26 мая Риббентроп подготовил проект указаний Шуленбургу, излагавший линию на «оздоровление и нормализацию германо-советских отношений», которую послу следовало обсудить с Молотовым. Шуленбург должен был заявить, что «при решении германо-польского вопроса — в какой бы форме это ни произошло — мы учтём русские интересы, насколько это возможно». Однако Гитлер в данный момент счёл, что проект Риббентропа, впервые ставивший вопрос об улучшении советско-германских отношений в связь с удовлетворением «русских интересов» в Польше, идёт слишком далеко, и приказал задержать его [476].
Тем временем в Москве проходили переговоры Молотова с послами Англии и Франции, которые 27 мая представили новый вариант проекта трёхстороннего соглашения, в котором более детально оговаривалась взаимность обязательств сторон. Однако Молотов, не утруждая себя внимательным изучением этого документа, заговорил с послами грубым и надменным языком. Он заявил, что «англо-французские предложения наводят на мысль, что правительства Англии и Франции не столько интересуются самим пактом, сколько разговорами о нём. Возможно, что эти разговоры и нужны Англии и Франции для каких-то целей. Советскому правительству эти цели неизвестны… Участвовать только в разговорах о пакте, целей которых СССР не знает, Советское правительство не намерено… Если правительства Франции и Англии видят в таких разговорах какой-либо интерес для себя, то они могут вести их с другими партнёрами» [477].

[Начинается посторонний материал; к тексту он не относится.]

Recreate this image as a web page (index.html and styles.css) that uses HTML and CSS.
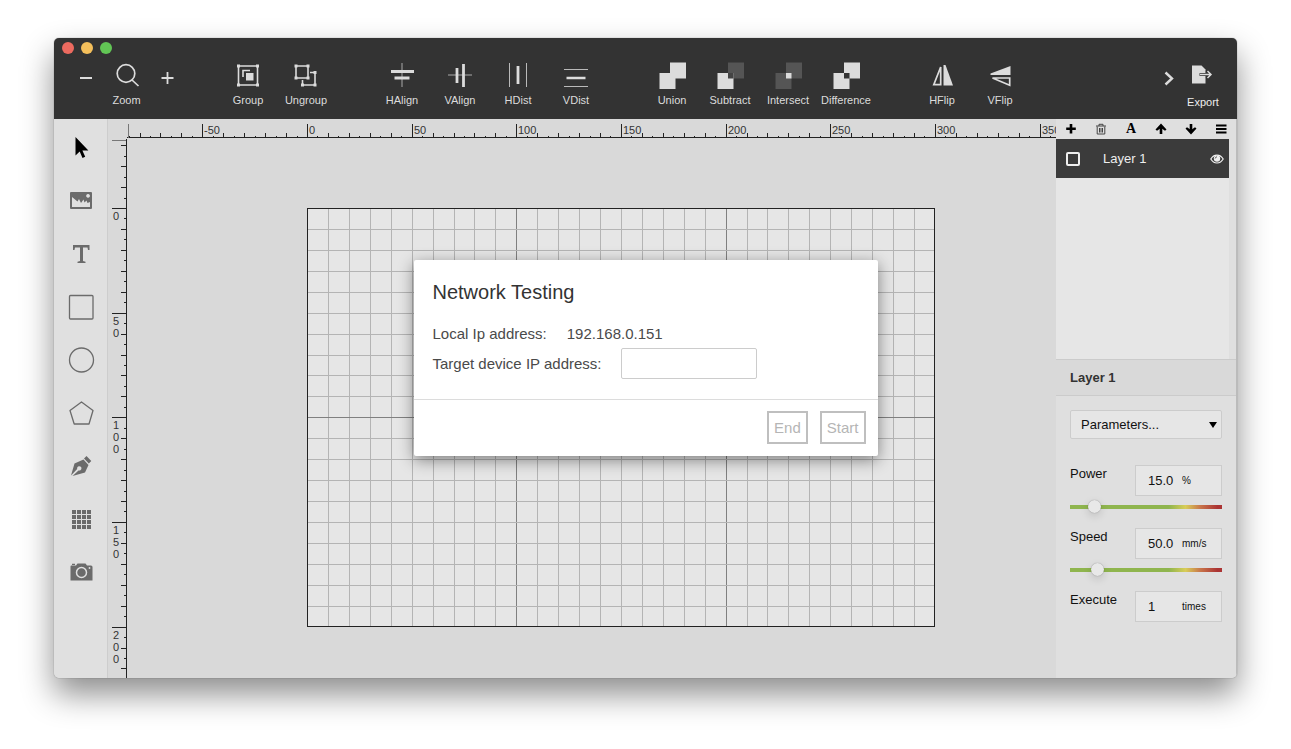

Такой наглый тон не предвещал ничего благоприятного для дальнейших переговоров. Не слишком обнадёживающим было и первое публичное выступление Молотова в качестве наркома иностранных дел — доклад о международном положении и внешней политике СССР на сессии Верховного Совета 31 мая. В этом докладе Молотов, с одной стороны, подчёркивал, что «наши задачи в современной международной политике… идут по линии интересов других неагрессивных стран. Они заключаются в том, чтобы остановить дальнейшее развитие агрессии и для этого создать надёжный и эффективный оборонительный фронт неагрессивных держав». С другой стороны, как бы протягивая руку Гитлеру и Муссолини, Молотов утверждал: «Ведя переговоры с Англией и Францией, мы вовсе не считаем необходимым отказываться от деловых связей с такими странами, как Германия и Италия».
В своём докладе Молотов обвинил Англию и Францию в нарушении «принципа взаимности и равных обязанностей» на том основании, что эти страны не хотят распространять свои гарантии на Эстонию, Латвию и Финляндию, если последние «могут оказаться не в силах отстоять свой нейтралитет в случае нападения агрессоров» [478].
В западной печати доклад Молотова вызвал разноречивые отклики. Английские и французские газеты отмечали, что этот доклад порождает разочарование. В то время как в Лондоне и Париже ждали, что Молотов возвестит о заключении в скором времени тройственного военного союза, он сделал основной упор на разногласиях в позициях сторон. Английская «Манчестер гардиан» писала, что «западные государства всё более и более приближались к русской точке зрения, тогда как русские со своей стороны мало делали для того, чтобы пойти навстречу западным державам». Особое недоумение и тревогу на Западе вызывало то обстоятельство, что советская сторона требовала вступления трёх стран (СССР, Англии и Франции) в войну, даже если Прибалтийские страны откажутся обратиться с просьбой о помощи к Советскому Союзу. В отклике французской газеты «Бюлтен котидьен» указывалось, что гарантии Прибалтийским государствам «могли бы стать по сути дела простым разрешением на вступление советских войск в Прибалтику» [479].
Иной характер носили отклики на доклад в фашистских и полуфашистских странах. Болгарская реакционная печать с удовлетворением отмечала, что «в последнее время Россия — это государство, которого ищут и которое ставит свои условия… Россия молчала, но стоило ей только чихнуть, и это почувствовал весь мир» [480]. Итальянский официоз «Джорнале Италия», усматривая в речи Молотова недоброжелательное отношение к демократическим державам, писал: «Какова бы ни была политика альянса западных держав с Советской Россией, она никогда не будет базироваться на внутреннем родстве интересов. И этого англичанам не изменить, сколько бы они с шапкой в руках ни стояли в прихожей у Молотова» [481].